[FFmpeg-devel] [PATCH 3/4] avcodec/h264dec: implement export of video coding info for H.264
Timothée Regaud
timothee.informatique at regaud-chapuy.fr
Fri Jul 18 13:30:54 EEST 2025
From: Timothee Regaud <timothee.informatique at regaud-chapuy.fr>
Hooks into the H.264 decoder to populate the new generic video coding info structures.
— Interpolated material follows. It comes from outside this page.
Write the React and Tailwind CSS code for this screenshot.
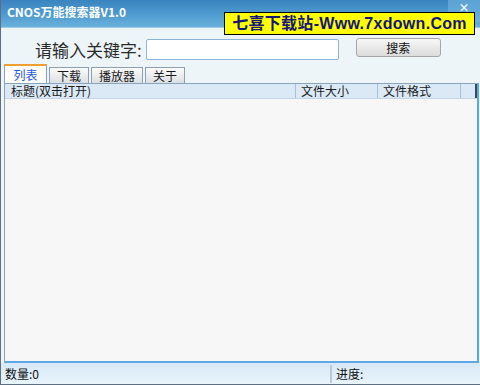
import React from 'react';

const cjk = { fontFamily: '"Noto Sans CJK SC", "Liberation Sans", sans-serif' };
const latin = { fontFamily: '"Liberation Sans", "Noto Sans CJK SC", sans-serif' };

function Tab({ label, active }) {
  if (active) {
    return (
      <div className="h-[19px] w-[43px] flex items-center justify-center bg-white border border-[#8aa4bd] border-b-0 border-t-2 border-t-[#f0a030] text-[12px] text-[#2357d8] leading-none">
        {label}
      </div>
    );
  }
  return (
    <div className="h-[16px] flex items-center justify-center bg-gradient-to-b from-[#fbfbfb] to-[#dcdfe3] border border-[#8e9fb0] border-b-0 text-[12px] text-[#1a1a1a] leading-none px-[7px]">
      {label}
    </div>
  );
}

export default function App() {
  return (
    <div
      className="relative w-[480px] h-[385px] overflow-hidden flex flex-col bg-[#edf5f8] border-l border-b border-[#5d6f80]"
      style={cjk}
    >
      {/* title bar */}
      <div className="h-[28px] flex items-start bg-gradient-to-b from-[#3a84bf] via-[#4d99cf] to-[#6ab2dc] border-b border-[#9ccbe8]">
        <span className="pl-[6px] pt-[6px] text-[12px] font-bold text-white leading-none">CNOS万能搜索器V1.0</span>
        <div className="ml-auto w-[32px] h-[22px] flex items-start justify-center bg-[#73b6df]/60">
          <span className="text-white text-[11px] font-bold leading-none pt-[2px]">×</span>
        </div>
      </div>

      {/* banner */}
      <div
        className="absolute left-[223px] top-[12px] w-[251px] h-[23px] bg-[#ffff00] border border-black flex items-center justify-center"
        style={latin}
      >
        <span className="whitespace-nowrap text-[16px] font-bold text-[#14147a] leading-none tracking-[0.3px]">七喜下载站-Www.7xdown.Com</span>
      </div>

      {/* search row */}
      <div className="h-[36px] flex items-start pt-[10px]">
        <span className="ml-[34px] mt-[1px] text-[17px] text-[#2b2b2b] leading-[21px] whitespace-nowrap">请输入关键字:</span>
        <div className="ml-[4px] mt-[1px] w-[193px] h-[21px] bg-white border border-[#8bb4d8] rounded-[2px]" />
        <button className="ml-[17px] w-[85px] h-[19px] flex items-center justify-center bg-gradient-to-b from-[#f7f7f7] to-[#dcdcdc] border border-[#a6a6a6] rounded-[3px] text-[12px] text-[#111] leading-none">
          搜索
        </button>
      </div>

      {/* tabs */}
      <div className="h-[19px] flex items-end pl-[3px] gap-[2px]">
        <Tab label="列表" active />
        <Tab label="下载" />
        <Tab label="播放器" />
        <Tab label="关于" />
      </div>

      {/* list panel */}
      <div className="flex-1 ml-[3px] mr-[1px] flex flex-col bg-[#f7f7f7] border border-[#8aa4bd] border-r-2 border-r-[#5aa9e6] border-b-2 border-b-[#5aa9e6]">
        <div className="h-[15px] flex bg-[#dbe9f6] border-b border-[#c2d6e8] text-[12px] text-[#1a1a1a] leading-[14px]">
          <div className="w-[291px] pl-[6px] border-r border-[#a9c0d6]">标题(双击打开)</div>
          <div className="w-[82px] pl-[5px] border-r border-[#a9c0d6]">文件大小</div>
          <div className="w-[83px] pl-[5px] border-r border-[#a9c0d6]">文件格式</div>
          <div className="flex-1" />
          <div className="w-[2px] bg-[#3b4a5a]" />
        </div>
        <div className="flex-1" />
      </div>

      {/* status bar */}
      <div className="h-[21px] flex items-center bg-gradient-to-b from-[#d7e8f6] to-[#e9f4fa] text-[12px] text-[#111] leading-none">
        <div className="w-[329px] pl-[4px]">数量:0</div>
        <div className="w-[2px] h-[18px] bg-[#b8c9d8]" />
        <div className="pl-[4px]">进度:</div>
      </div>
    </div>
  );
}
It handles allocation of the side data buffer, collection of modes/MVs/refs for all macroblock types, and attach the final side data buffer to the output frame.
This should serve as a template for adding support for other codecs down the line.
Signed-off-by: Timothee Regaud <timothee.informatique at regaud-chapuy.fr>
---
Changelog | 1 +
libavcodec/h264_mb.c | 150 ++++++++++++++++++++++++++++++++++
libavcodec/h264_mb_template.c | 3 +
libavcodec/h264_picture.c | 3 +
libavcodec/h264_slice.c | 19 +++++
libavcodec/h264dec.c | 17 ++++
libavcodec/h264dec.h | 12 +++
7 files changed, 205 insertions(+)
diff --git a/Changelog b/Changelog
index ad2361a481..360f6fd28a 100644
--- a/Changelog
+++ b/Changelog
@@ -2,6 +2,7 @@ Entries are sorted chronologically from oldest to youngest within each release,
releases are sorted from youngest to oldest.
version <next>:
+- avcodec: add generic side data export for video coding info
- Drop support for OpenSSL < 1.1.0
- yasm support dropped, users need to use nasm
- VVC VAAPI decoder
diff --git a/libavcodec/h264_mb.c b/libavcodec/h264_mb.c
index 0d6562b583..af790fd854 100644
--- a/libavcodec/h264_mb.c
+++ b/libavcodec/h264_mb.c
@@ -37,6 +37,156 @@
#include "rectangle.h"
#include "threadframe.h"
+/**
+ * Collects detailed mode, reference, and motion vector information for the
+ * current macroblock and stores it in the picture's coding_info buffer.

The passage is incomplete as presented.